Today is day 3 and I just got the call from Dr. Peters with our update. We have four 7 cell embryos growing today! SIRM has a grading scale from 1 to 3 with 1 being the best and 3 being the worst. Three of our embryos are grade 1 (yay!) and one is a grade 2!
We talked about doing the CGH genetic testing, and since we only have four embryos we decided to skip it. Dr. Peters explained that with three or four embryos it is not worth the cost because more than likely at least one or two of those will arrest by day 5.

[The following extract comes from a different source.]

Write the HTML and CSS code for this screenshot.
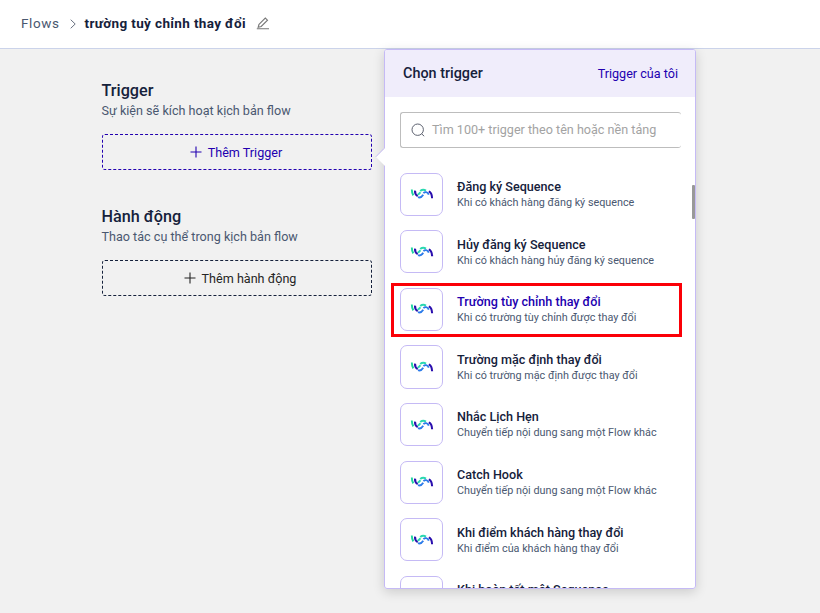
FILE: index.html
```html
<!DOCTYPE html>
<html lang="vi">
<head>
<meta charset="utf-8">
<title>Flows</title>
<link rel="stylesheet" href="styles.css">
</head>
<body>
<svg class="defs" width="0" height="0" aria-hidden="true">
  <symbol id="logo" viewBox="0 0 24 14">
    <g fill="none" stroke-width="1.9">
      <path d="M1.8 2.6C1.8 5 2.2 6.8 3.3 8.4" stroke="#1fd5a0"/>
      <path d="M5 3.6C4.9 6.2 5.6 8 7.8 9" stroke="#2a0fae" stroke-width="2.1"/>
      <path d="M7.6 7.6C9 7.4 9.6 6.4 10.4 5.2M10.2 4C12 2.5 14 2.4 16 3.6" stroke="#2ad8b0"/>
      <path d="M8 10.2C10.4 11 12 9.8 13.2 7.8M13.4 6.2C15 4.6 17.4 4.6 18.8 7.6" stroke="#2b7bea"/>
      <path d="M18.8 4.4C21 5.4 22 7.6 22.1 11.2" stroke="#2a0fae" stroke-width="2.1"/>
    </g>
  </symbol>
  <symbol id="plus" viewBox="0 0 12 12">
    <path d="M6 .5V11.5M.5 6H11.5" stroke="currentColor" stroke-width="1.1" fill="none"/>
  </symbol>
</svg>

<header class="topbar">
  <span class="crumb">Flows</span>
  <svg class="chevron" viewBox="0 0 6 10"><path d="M.7 .7L5.2 5L.7 9.3"/></svg>
  <span class="flow-name">trường tuỳ chỉnh thay đổi</span>
  <svg class="pencil" viewBox="0 0 14 14"><path d="M3 8.3L9.3 2L11.5 4.2L5.2 10.5L2.2 11.3ZM.8 12.8H13"/></svg>
</header>

<main class="builder">
  <section class="step">
    <h2>Trigger</h2>
    <p>Sự kiện sẽ kích hoạt kịch bản flow</p>
    <button class="add add-primary"><svg class="plus"><use href="#plus"/></svg>Thêm Trigger</button>
  </section>
  <section class="step">
    <h2>Hành động</h2>
    <p>Thao tác cụ thể trong kịch bản flow</p>
    <button class="add"><svg class="plus"><use href="#plus"/></svg>Thêm hành động</button>
  </section>
</main>

<aside class="popover">
  <svg class="arrow" viewBox="0 0 10 20"><path class="arrow-fill" d="M10 1L1 10L10 19Z"/><path class="arrow-edge" d="M9 1.5L.8 9.8"/></svg>
  <div class="panel">
    <div class="panel-head">
      <h3>Chọn trigger</h3>
      <a>Trigger của tôi</a>
    </div>
    <div class="search">
      <svg viewBox="0 0 14 14"><circle cx="6.7" cy="6.7" r="5.7"/><path d="M10.6 10.8L13.2 13.2"/></svg>
      <span>Tìm 100+ trigger theo tên hoặc nền tảng</span>
    </div>
    <ul class="list">
      <li><span class="tile"><svg><use href="#logo"/></svg></span><div><b>Đăng ký Sequence</b><small>Khi có khách hàng đăng ký sequence</small></div></li>
      <li><span class="tile"><svg><use href="#logo"/></svg></span><div><b>Hủy đăng ký Sequence</b><small>Khi có khách hàng hủy đăng ký sequence</small></div></li>
      <li class="active"><span class="tile"><svg><use href="#logo"/></svg></span><div><b>Trường tùy chỉnh thay đổi</b><small>Khi có trường tùy chỉnh được thay đổi</small></div></li>
      <li><span class="tile"><svg><use href="#logo"/></svg></span><div><b>Trường mặc định thay đổi</b><small>Khi có trường mặc định được thay đổi</small></div></li>
      <li><span class="tile"><svg><use href="#logo"/></svg></span><div><b>Nhắc Lịch Hẹn</b><small>Chuyển tiếp nội dung sang một Flow khác</small></div></li>
      <li><span class="tile"><svg><use href="#logo"/></svg></span><div><b>Catch Hook</b><small>Chuyển tiếp nội dung sang một Flow khác</small></div></li>
      <li><span class="tile"><svg><use href="#logo"/></svg></span><div><b>Khi điểm khách hàng thay đổi</b><small>Khi điểm của khách hàng thay đổi</small></div></li>
      <li><span class="tile"><svg><use href="#logo"/></svg></span><div><b>Khi hoàn tất một Sequence</b></div></li>
    </ul>
    <span class="thumb"></span>
  </div>
</aside>
</body>
</html>
```
FILE: styles.css
```css
*, *::after { box-sizing: border-box; }
body {
  margin: 0;
  height: 613px;
  overflow: hidden;
  background: #f1f1f1;
  color: #15213b;
  font-family: Roboto, "Liberation Sans", sans-serif;
}
.defs { position: absolute; }
h2, h3, p, ul { margin: 0; padding: 0; }

.topbar {
  display: flex;
  align-items: center;
  height: 49px;
  padding: 0 21px 2px;
  background: #fff;
  border-bottom: 1px solid #cbd3ea;
  font-size: 13.5px;
}
.crumb { color: #4a5870; letter-spacing: .6px; }
.chevron { width: 6px; height: 10px; margin: 1px 9px 0 10px; }
.chevron path { fill: none; stroke: #6a7280; }
.flow-name { font-size: 13.5px; font-weight: 700; letter-spacing: .36px; }
.pencil { width: 14px; height: 14px; margin-left: 10px; }
.pencil path { fill: none; stroke: #777; stroke-width: 1.1; }

.builder {
  display: flex;
  flex-direction: column;
  gap: 36px;
  width: 270px;
  margin: 31px 0 0 102px;
}
.step { height: 90px; }
.step h2 { margin-left: -.5px; font-size: 16.2px; font-weight: 500; line-height: 22px; }
.step p { margin-left: -.5px; font-size: 12.6px; line-height: 18px; color: #4a5870; }
.add {
  display: flex;
  align-items: center;
  justify-content: center;
  gap: 6px;
  width: 270px;
  height: 36px;
  margin-top: 14px;
  padding: 0 0 0 6px;
  border: 1px dashed #15213b;
  border-radius: 3px;
  background: none;
  color: #252525;
  font: 12.6px Roboto, "Liberation Sans", sans-serif;
}
.add-primary { padding: 0 2px 0 0; border-color: #2200b0; color: #2200b0; }
.plus { width: 12px; height: 12px; }

.popover {
  position: absolute;
  left: 384px;
  top: 49px;
  width: 312px;
  height: 540px;
  border-radius: 3px;
  box-shadow: 0 3px 12px rgba(0, 0, 0, .16);
}
.panel {
  position: relative;
  height: 100%;
  overflow: hidden;
  border: 1px solid #c5baf5;
  border-radius: 3px;
  background: #fff;
}
.arrow { position: absolute; z-index: 1; left: -9px; top: 98px; width: 10px; height: 20px; }
.arrow-fill { fill: #fff; }
.arrow-edge { fill: none; stroke: #c5baf5; }
.panel-head {
  display: flex;
  align-items: center;
  justify-content: space-between;
  height: 47px;
  padding: 0 17px 0 18px;
  background: #f0edfb;
}
.panel-head h3 { font-size: 14.4px; font-weight: 500; }
.panel-head a { font-size: 12.6px; color: #2200b0; }
.search {
  display: flex;
  align-items: center;
  gap: 7px;
  width: 281px;
  height: 36px;
  margin: 15px 0 0 15px;
  padding: 0 0 1px 10px;
  border: 1px solid #bdbdbd;
  border-right: 0;
  border-radius: 3px;
  color: #a3a3a3;
  font-size: 12.6px;
}
.search svg { width: 14px; height: 14px; }
.search circle, .search path { fill: none; stroke: #5d6270; }
.list { margin: 24.6px 0 0 15px; list-style: none; }
.list li { position: relative; display: flex; gap: 14px; height: 57.6px; }
.tile {
  display: flex;
  align-items: center;
  justify-content: center;
  flex: none;
  width: 43px;
  height: 43.2px;
  border: 1px solid #c5baf5;
  border-radius: 7px;
}
.tile svg { width: 24px; height: 14px; }
.list div { display: flex; flex-direction: column; padding-top: 6.4px; white-space: nowrap; }
.list b { font-size: 12.6px; font-weight: 500; line-height: 16px; }
.list small { font-size: 10.8px; line-height: 15px; color: #4a5870; }
.active b { color: #2200b0; }
.active::after {
  content: "";
  position: absolute;
  left: -9px;
  top: -5px;
  width: 291px;
  height: 54px;
  border: 3px solid #fb0007;
}
.thumb {
  position: absolute;
  right: 0;
  top: 135px;
  width: 3px;
  height: 34px;
  border-radius: 1px;
  background: #999;
}
```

So the plan from here is the embryos will continue growing until day 5 If all four embryos make it to Day 5 than we will transfer the best two and wait to see if the other two make it to freeze. If we have three left on day 5 then Dr. Peters, Garry and I will have a serious discussion about whether or not to transfer all three. The idea of triplets scares the ever living crap out of me. I think we could handle twins, and I am sure we would figure out how to handle triplets, but the idea of being out numbered by babies is really scary. I know the odds of all three implanting in me are slim, but there is still a chance.
I feel great about this cycle. Even if it doesn't work and we don't get pregnant I know that we tried everything, got great care from SIRM, and there was nothing else we could do. But I gotta admit, I am feeling very hopeful today.